## Recorded data
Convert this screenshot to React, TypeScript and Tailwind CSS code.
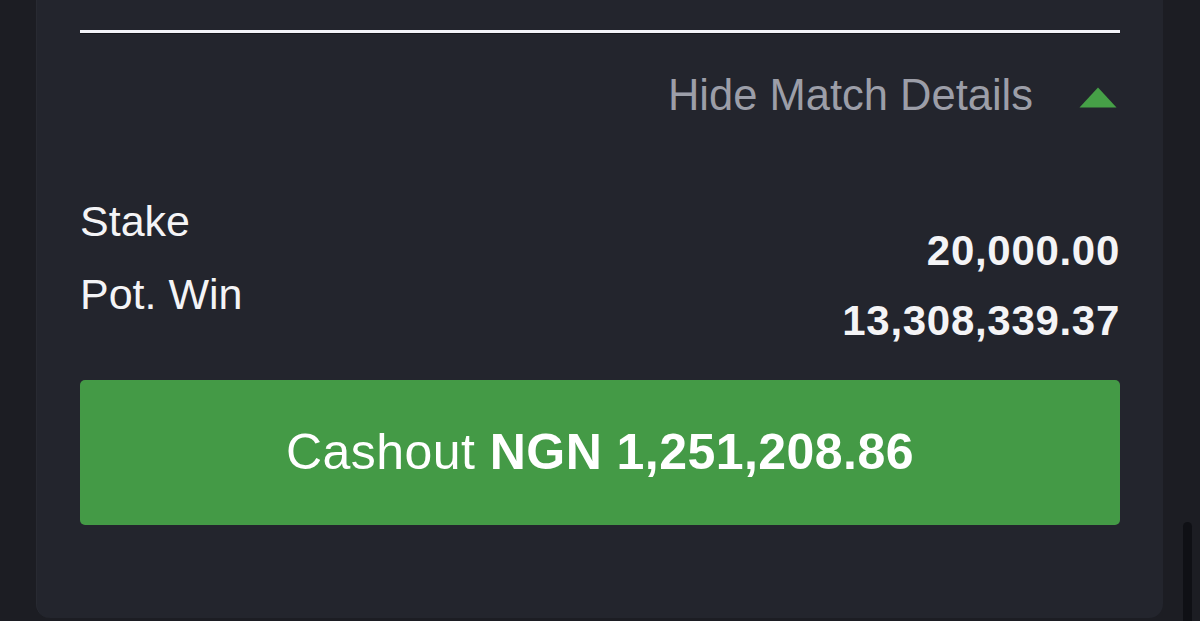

---

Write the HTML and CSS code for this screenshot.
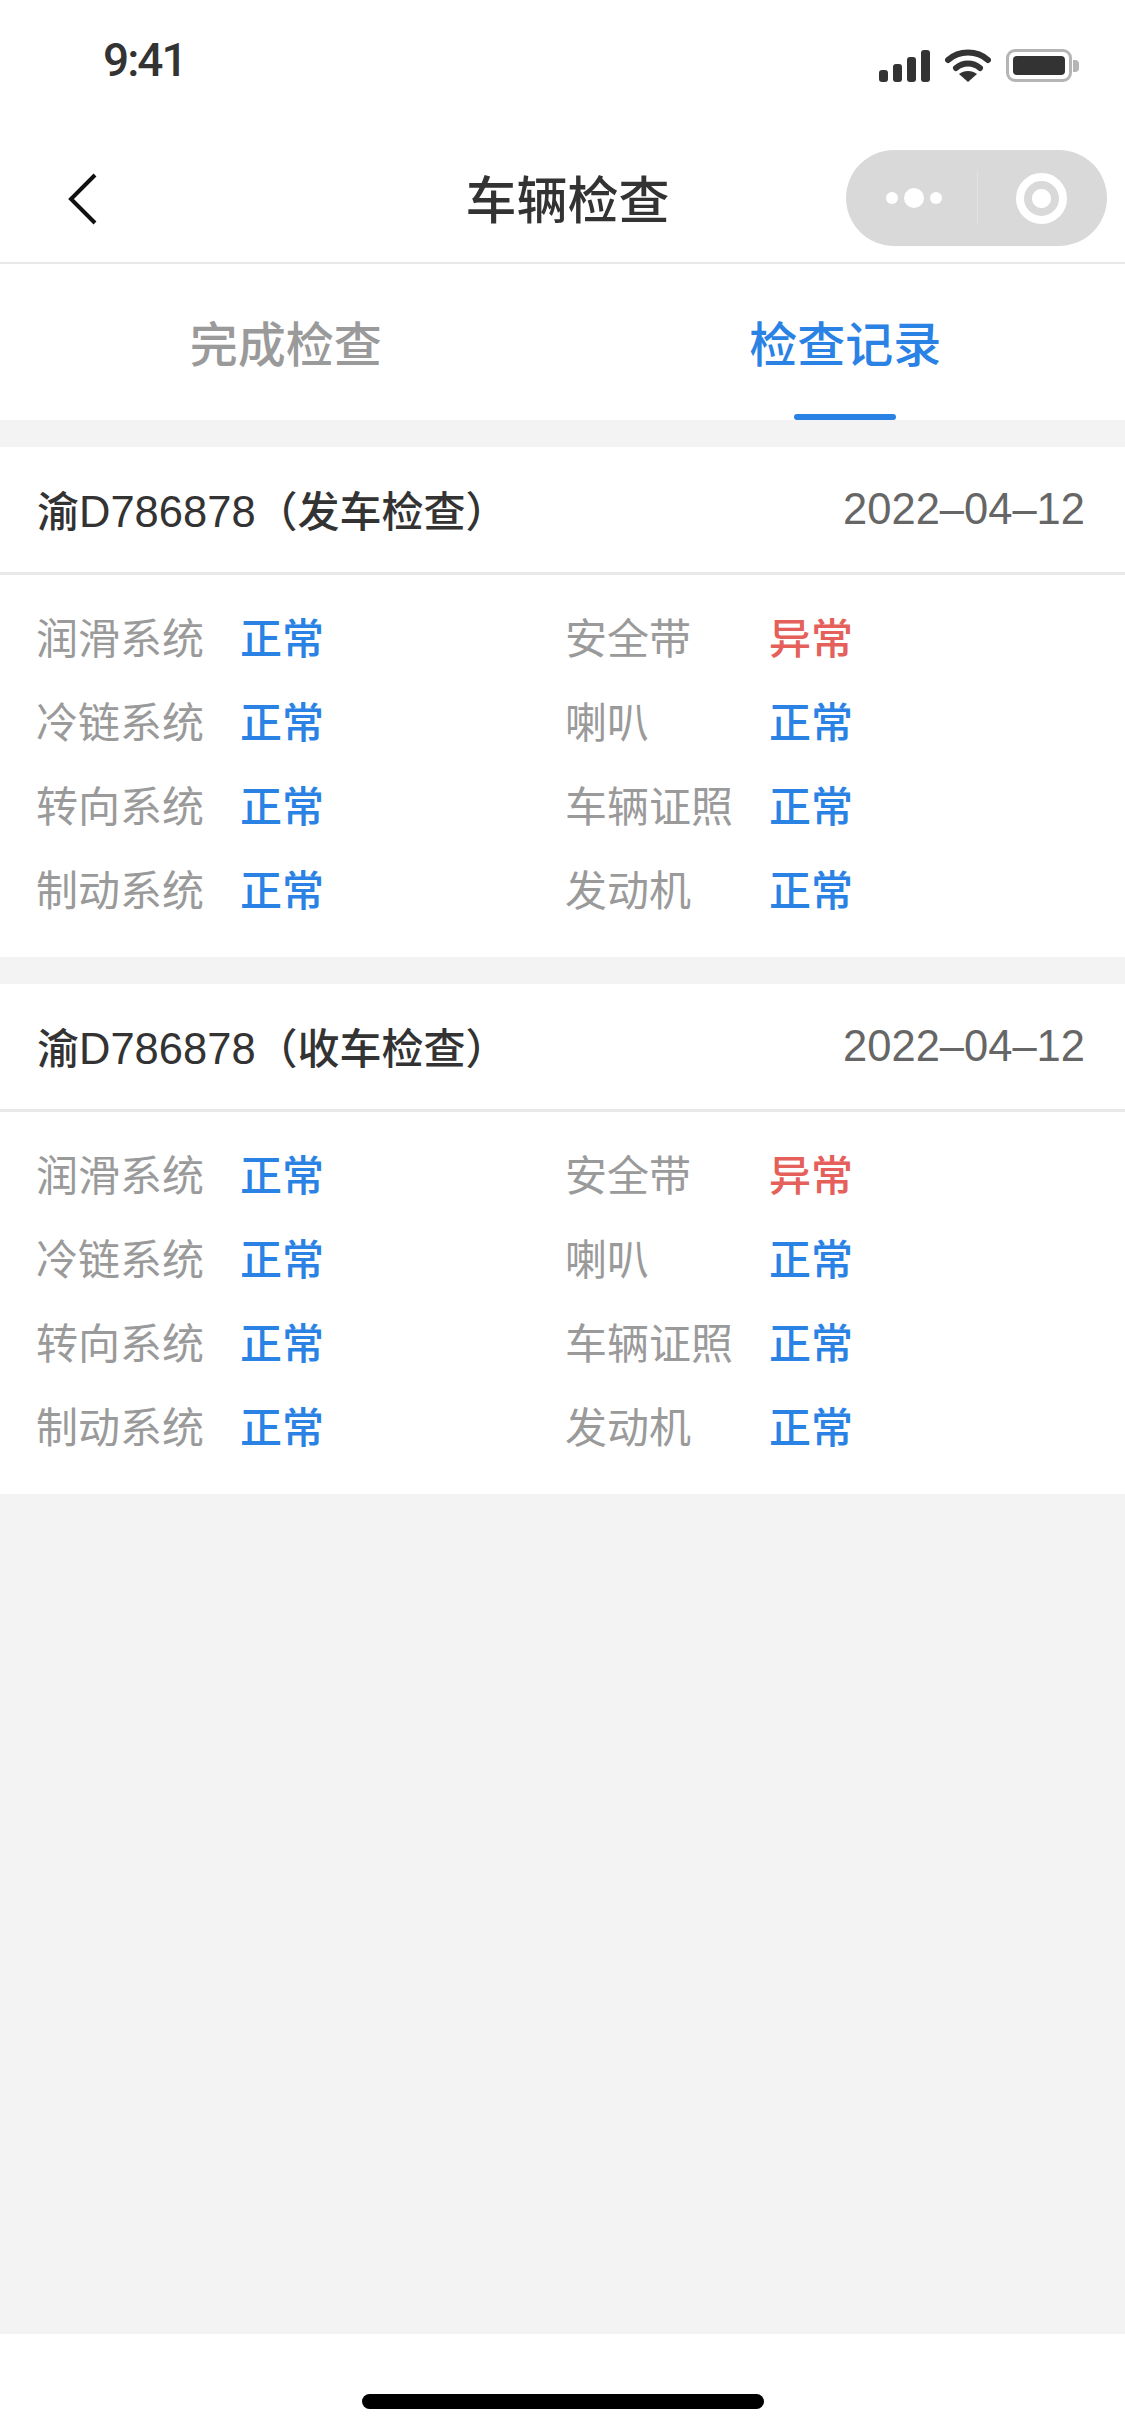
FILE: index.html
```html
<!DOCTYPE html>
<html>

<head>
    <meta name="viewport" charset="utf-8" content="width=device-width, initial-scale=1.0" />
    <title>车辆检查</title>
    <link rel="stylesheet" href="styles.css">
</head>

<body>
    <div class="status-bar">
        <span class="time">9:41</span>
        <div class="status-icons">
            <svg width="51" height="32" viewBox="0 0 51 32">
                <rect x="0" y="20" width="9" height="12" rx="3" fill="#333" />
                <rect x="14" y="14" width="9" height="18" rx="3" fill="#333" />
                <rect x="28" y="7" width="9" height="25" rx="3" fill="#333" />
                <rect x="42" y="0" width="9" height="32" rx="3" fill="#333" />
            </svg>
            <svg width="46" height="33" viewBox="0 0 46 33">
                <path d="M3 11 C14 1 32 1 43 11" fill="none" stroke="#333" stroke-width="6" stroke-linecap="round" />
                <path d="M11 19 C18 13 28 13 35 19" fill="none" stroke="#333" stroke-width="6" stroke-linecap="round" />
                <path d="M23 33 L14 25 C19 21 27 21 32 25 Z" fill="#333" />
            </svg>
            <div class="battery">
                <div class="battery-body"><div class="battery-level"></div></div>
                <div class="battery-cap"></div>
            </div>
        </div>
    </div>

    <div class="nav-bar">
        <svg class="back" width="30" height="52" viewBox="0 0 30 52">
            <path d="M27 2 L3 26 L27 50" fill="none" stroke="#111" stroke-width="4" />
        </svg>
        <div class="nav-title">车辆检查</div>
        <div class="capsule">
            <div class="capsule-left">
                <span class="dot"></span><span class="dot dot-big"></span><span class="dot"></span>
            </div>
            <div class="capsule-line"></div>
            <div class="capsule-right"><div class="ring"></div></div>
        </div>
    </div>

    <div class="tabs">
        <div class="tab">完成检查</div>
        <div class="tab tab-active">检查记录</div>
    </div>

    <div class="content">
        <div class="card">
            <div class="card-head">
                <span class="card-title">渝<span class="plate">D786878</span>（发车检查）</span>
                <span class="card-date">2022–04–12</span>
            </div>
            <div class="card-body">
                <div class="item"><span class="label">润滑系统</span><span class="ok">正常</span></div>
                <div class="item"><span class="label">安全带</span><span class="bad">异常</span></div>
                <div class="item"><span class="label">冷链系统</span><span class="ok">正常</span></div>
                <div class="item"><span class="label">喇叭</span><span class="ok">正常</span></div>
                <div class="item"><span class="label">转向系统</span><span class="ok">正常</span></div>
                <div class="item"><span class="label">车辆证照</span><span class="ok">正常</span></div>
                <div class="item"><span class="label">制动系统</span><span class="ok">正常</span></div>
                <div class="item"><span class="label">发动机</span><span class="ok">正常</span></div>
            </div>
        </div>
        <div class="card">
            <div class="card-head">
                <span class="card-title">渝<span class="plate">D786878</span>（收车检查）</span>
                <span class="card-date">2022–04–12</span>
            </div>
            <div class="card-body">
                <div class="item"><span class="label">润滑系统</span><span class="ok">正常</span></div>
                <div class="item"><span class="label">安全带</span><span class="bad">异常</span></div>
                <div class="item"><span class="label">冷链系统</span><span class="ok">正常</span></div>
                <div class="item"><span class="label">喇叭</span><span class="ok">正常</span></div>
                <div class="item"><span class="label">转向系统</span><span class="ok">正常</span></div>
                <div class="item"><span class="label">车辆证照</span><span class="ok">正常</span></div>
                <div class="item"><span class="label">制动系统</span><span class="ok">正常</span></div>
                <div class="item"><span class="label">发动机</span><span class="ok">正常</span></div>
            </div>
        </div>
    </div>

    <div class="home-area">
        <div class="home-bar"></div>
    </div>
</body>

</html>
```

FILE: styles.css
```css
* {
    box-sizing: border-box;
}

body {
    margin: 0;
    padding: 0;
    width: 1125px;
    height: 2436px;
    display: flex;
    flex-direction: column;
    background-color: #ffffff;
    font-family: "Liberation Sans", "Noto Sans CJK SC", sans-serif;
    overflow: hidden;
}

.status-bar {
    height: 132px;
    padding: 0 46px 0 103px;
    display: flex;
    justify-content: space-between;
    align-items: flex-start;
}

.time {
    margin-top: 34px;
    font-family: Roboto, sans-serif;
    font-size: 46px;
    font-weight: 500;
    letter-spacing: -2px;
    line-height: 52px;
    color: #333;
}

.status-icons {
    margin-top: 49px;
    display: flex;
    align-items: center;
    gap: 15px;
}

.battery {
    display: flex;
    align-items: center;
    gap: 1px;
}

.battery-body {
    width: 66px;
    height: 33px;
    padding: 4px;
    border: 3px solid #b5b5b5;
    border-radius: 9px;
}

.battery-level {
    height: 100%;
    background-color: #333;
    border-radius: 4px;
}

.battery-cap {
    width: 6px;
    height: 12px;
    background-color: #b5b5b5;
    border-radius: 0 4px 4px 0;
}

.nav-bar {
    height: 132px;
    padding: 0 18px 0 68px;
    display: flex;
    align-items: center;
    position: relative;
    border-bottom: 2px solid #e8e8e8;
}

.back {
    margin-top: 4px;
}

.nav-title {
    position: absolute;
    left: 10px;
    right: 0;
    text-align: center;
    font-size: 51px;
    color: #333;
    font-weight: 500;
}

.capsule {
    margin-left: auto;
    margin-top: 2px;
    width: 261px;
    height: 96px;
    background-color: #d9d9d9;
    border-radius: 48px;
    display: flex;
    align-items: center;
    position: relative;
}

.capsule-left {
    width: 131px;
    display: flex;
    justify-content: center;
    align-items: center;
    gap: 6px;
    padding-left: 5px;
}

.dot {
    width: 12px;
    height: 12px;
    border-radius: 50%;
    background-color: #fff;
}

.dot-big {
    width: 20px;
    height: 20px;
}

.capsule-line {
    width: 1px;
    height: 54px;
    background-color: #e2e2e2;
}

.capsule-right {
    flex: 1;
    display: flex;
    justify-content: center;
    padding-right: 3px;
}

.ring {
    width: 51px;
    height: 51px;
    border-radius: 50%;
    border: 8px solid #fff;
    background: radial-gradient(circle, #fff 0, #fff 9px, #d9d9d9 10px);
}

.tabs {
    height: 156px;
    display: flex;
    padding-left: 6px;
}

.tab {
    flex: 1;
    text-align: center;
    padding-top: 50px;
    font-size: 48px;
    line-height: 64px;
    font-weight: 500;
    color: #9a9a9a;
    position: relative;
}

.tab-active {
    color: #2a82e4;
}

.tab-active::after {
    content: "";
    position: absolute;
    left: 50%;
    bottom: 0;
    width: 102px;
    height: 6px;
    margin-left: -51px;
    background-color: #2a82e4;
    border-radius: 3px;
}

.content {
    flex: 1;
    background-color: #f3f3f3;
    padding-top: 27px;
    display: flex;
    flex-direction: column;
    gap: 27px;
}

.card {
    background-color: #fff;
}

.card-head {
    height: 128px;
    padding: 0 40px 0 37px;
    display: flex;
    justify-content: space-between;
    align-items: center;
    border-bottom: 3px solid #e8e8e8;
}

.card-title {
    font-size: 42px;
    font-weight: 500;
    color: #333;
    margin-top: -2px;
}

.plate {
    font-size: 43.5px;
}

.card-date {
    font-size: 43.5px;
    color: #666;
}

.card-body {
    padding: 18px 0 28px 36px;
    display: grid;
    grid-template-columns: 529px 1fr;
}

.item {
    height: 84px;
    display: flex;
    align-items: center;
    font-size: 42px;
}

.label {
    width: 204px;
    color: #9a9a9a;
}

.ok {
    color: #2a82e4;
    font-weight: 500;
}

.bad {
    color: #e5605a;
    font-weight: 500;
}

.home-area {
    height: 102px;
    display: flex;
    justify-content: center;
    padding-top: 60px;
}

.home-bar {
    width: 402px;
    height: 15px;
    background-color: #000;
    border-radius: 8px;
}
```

--

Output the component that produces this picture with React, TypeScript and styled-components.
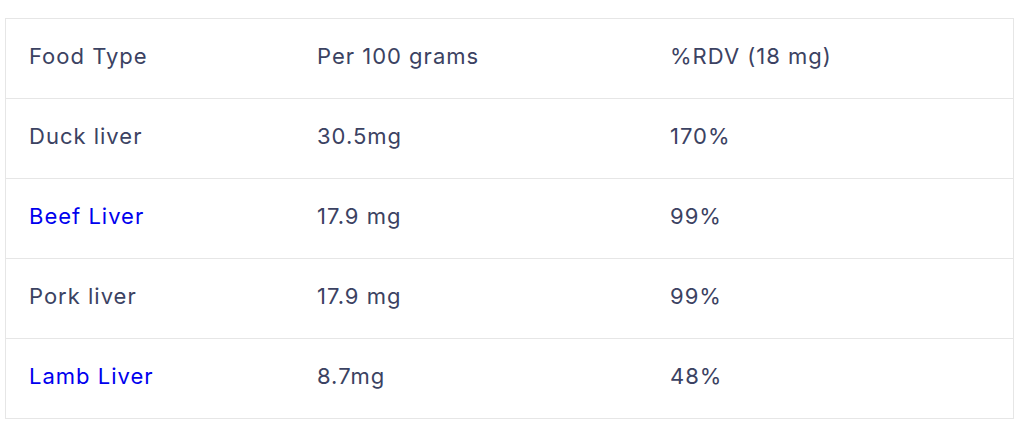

## What is asked
Gather up every line in the data above that contains the word "code", copying each one.

## Response to this exercise
Convert this screenshot to React, TypeScript and Tailwind CSS code.
Write the HTML and CSS code for this screenshot.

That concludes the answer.